◆ **SHORT EXERCISE**:
Find each line with the word "html" and say how many there are, nothing else.

◆ **THE RECORDS**:
** START **

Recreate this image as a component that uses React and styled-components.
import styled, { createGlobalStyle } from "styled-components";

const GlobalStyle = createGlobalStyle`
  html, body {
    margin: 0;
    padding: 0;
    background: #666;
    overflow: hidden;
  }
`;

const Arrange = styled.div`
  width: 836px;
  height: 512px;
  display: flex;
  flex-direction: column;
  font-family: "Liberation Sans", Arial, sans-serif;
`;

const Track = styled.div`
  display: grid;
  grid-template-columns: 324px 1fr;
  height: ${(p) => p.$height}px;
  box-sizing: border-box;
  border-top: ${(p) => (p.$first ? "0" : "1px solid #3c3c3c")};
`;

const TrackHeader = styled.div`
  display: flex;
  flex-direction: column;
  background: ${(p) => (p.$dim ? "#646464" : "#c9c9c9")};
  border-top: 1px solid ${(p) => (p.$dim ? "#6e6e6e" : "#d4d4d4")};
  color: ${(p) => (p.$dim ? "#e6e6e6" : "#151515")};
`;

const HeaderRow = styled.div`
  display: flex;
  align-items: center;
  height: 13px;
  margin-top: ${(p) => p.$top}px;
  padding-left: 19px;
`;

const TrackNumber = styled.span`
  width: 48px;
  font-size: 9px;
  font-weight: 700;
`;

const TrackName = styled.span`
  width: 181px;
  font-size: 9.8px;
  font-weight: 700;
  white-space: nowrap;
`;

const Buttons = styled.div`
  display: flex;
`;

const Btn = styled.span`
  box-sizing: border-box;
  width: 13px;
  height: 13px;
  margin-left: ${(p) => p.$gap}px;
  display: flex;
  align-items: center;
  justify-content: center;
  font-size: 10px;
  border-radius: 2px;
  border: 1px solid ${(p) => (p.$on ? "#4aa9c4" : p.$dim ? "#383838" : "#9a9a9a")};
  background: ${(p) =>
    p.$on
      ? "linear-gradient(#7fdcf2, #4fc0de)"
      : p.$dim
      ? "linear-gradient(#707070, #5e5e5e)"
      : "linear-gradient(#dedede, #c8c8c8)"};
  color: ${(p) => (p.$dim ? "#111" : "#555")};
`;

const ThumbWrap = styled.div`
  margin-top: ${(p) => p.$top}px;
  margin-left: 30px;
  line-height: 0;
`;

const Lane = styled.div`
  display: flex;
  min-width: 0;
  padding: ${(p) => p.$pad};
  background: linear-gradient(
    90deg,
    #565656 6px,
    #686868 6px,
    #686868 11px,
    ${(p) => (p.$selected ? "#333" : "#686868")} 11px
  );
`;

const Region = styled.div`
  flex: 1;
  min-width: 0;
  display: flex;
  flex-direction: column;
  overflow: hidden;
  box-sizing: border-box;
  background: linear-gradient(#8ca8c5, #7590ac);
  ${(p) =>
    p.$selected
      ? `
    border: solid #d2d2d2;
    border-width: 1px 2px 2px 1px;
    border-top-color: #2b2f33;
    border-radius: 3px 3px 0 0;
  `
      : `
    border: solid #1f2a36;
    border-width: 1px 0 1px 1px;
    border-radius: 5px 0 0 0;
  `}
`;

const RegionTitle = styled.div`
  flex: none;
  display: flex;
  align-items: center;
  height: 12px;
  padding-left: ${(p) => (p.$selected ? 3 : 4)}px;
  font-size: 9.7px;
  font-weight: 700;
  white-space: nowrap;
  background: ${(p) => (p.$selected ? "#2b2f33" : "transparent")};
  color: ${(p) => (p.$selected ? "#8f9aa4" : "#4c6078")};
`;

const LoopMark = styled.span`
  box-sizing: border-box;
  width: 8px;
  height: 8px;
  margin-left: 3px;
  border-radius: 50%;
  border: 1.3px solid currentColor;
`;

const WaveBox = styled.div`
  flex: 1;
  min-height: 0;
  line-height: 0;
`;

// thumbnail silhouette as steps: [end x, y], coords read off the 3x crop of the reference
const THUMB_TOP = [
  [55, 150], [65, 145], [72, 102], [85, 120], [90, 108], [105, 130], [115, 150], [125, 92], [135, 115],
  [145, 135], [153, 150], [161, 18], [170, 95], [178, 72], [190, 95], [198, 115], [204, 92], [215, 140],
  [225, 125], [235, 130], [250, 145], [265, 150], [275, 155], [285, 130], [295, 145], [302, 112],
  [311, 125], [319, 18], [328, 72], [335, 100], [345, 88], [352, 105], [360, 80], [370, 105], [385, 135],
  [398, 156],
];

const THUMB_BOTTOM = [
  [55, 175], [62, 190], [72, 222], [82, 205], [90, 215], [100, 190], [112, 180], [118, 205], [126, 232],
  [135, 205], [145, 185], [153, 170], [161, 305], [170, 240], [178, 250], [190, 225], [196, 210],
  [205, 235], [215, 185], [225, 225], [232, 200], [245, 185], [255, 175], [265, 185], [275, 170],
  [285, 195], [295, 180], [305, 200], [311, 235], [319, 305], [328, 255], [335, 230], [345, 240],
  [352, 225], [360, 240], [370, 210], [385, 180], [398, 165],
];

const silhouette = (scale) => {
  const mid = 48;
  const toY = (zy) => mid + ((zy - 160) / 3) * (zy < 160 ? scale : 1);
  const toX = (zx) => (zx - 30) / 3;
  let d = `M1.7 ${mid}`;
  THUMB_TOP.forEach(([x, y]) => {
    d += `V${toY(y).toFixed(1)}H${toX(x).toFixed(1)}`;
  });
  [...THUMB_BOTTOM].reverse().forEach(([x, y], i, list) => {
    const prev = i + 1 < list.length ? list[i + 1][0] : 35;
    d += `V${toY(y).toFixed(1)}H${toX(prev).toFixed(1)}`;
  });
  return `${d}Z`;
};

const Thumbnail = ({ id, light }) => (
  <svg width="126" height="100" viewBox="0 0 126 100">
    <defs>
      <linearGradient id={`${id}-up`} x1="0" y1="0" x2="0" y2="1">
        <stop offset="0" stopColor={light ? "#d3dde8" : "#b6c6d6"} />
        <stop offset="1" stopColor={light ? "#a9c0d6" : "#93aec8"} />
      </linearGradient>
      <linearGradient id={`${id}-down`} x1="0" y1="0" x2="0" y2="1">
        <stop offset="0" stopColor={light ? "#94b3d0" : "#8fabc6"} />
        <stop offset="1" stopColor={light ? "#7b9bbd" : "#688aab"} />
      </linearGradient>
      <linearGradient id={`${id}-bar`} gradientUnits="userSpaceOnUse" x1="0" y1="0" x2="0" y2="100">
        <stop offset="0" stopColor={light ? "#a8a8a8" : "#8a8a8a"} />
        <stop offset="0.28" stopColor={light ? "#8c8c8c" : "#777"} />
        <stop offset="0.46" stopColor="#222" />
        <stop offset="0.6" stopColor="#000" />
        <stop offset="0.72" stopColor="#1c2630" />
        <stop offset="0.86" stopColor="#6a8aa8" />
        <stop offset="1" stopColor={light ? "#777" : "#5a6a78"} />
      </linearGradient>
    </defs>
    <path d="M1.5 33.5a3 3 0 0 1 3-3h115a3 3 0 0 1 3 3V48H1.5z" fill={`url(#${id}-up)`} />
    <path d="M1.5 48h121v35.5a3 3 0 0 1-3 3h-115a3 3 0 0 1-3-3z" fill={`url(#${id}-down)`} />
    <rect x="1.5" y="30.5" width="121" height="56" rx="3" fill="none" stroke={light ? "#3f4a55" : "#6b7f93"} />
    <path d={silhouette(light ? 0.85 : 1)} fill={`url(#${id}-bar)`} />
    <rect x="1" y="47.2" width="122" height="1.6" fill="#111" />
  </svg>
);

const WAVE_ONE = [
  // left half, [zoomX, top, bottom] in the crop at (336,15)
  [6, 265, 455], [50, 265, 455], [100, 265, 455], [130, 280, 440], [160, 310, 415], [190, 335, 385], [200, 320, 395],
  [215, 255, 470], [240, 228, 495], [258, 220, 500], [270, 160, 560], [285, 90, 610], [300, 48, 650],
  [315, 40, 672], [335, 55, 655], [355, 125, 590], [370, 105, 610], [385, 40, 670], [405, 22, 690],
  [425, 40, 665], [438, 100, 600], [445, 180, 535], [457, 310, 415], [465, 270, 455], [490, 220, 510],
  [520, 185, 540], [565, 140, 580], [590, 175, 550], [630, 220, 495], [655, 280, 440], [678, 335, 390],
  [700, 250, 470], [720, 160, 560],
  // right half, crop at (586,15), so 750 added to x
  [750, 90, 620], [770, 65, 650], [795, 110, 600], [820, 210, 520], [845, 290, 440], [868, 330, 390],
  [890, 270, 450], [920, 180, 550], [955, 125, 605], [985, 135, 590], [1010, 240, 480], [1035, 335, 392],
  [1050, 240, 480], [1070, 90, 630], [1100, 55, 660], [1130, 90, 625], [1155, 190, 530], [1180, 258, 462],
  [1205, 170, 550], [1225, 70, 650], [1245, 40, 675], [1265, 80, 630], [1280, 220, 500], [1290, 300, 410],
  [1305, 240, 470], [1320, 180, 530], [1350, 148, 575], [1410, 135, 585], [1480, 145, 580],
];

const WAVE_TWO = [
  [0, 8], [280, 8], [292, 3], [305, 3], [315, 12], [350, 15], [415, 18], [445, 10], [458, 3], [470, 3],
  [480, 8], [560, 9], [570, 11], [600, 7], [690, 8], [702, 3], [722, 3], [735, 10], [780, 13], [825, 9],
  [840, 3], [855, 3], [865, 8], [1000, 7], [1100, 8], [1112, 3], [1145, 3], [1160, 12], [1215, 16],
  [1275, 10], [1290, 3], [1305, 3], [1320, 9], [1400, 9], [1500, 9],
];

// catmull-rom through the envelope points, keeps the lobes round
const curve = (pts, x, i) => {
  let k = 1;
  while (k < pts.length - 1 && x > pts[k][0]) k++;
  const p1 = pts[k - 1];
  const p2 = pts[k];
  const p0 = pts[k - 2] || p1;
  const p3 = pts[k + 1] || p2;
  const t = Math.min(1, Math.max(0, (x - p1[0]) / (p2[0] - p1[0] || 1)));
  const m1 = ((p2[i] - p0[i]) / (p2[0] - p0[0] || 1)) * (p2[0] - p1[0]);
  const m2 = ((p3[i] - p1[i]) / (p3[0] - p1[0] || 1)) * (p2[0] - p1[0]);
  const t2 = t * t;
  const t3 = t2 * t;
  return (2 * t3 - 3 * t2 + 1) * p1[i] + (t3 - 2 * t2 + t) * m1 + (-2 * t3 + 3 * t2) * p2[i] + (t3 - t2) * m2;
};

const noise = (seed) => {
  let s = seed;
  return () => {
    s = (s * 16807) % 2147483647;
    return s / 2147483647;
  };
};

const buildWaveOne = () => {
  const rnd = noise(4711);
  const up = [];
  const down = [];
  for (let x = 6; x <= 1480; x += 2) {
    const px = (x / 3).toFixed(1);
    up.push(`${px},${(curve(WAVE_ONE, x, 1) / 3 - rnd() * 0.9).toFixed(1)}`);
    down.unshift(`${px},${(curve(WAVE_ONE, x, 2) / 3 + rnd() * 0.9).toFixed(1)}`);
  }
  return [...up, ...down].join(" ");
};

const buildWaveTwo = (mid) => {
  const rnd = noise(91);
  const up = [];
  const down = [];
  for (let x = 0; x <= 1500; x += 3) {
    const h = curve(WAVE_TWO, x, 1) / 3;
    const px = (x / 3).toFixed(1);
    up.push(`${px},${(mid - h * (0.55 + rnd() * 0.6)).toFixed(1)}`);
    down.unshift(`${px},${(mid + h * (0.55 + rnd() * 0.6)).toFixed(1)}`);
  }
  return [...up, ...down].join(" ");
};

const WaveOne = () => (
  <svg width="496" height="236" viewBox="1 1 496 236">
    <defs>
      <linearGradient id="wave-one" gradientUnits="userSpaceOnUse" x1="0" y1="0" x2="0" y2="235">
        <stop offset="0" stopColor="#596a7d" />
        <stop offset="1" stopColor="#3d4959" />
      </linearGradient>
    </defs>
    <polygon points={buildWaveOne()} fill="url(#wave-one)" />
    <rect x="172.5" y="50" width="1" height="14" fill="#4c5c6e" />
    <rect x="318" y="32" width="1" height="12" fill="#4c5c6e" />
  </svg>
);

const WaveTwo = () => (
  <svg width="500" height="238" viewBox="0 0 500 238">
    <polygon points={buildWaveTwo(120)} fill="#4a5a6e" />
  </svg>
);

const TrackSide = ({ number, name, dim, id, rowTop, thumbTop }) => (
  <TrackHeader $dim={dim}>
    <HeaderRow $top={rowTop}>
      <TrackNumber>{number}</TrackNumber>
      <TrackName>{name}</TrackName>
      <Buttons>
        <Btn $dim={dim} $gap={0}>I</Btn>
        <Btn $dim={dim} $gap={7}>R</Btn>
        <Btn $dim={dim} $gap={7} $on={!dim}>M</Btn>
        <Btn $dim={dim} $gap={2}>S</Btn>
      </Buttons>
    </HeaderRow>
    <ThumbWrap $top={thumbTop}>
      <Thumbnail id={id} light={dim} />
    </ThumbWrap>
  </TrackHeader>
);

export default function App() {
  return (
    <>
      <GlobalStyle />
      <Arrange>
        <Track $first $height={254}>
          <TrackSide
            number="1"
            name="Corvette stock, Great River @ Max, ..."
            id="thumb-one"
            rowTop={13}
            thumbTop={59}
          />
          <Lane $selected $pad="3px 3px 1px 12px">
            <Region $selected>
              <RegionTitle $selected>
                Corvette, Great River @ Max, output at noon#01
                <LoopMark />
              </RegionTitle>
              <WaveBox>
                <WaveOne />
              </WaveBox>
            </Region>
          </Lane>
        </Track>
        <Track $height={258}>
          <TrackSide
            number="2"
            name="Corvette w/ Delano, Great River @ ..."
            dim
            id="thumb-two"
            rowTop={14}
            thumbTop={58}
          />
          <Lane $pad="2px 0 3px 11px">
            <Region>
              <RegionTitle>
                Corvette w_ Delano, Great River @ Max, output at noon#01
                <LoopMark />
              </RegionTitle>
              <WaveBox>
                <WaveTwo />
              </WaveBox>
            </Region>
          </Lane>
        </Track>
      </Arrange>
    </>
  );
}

** END **
** START **

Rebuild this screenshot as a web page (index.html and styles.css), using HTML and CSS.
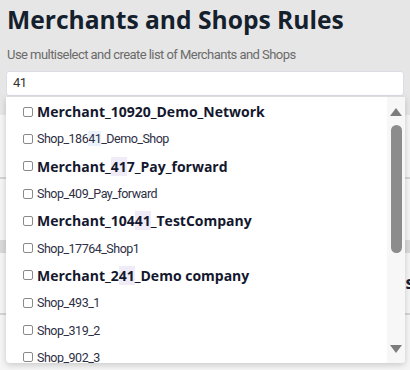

** END **

◆ **TASK SOLUTION**:
2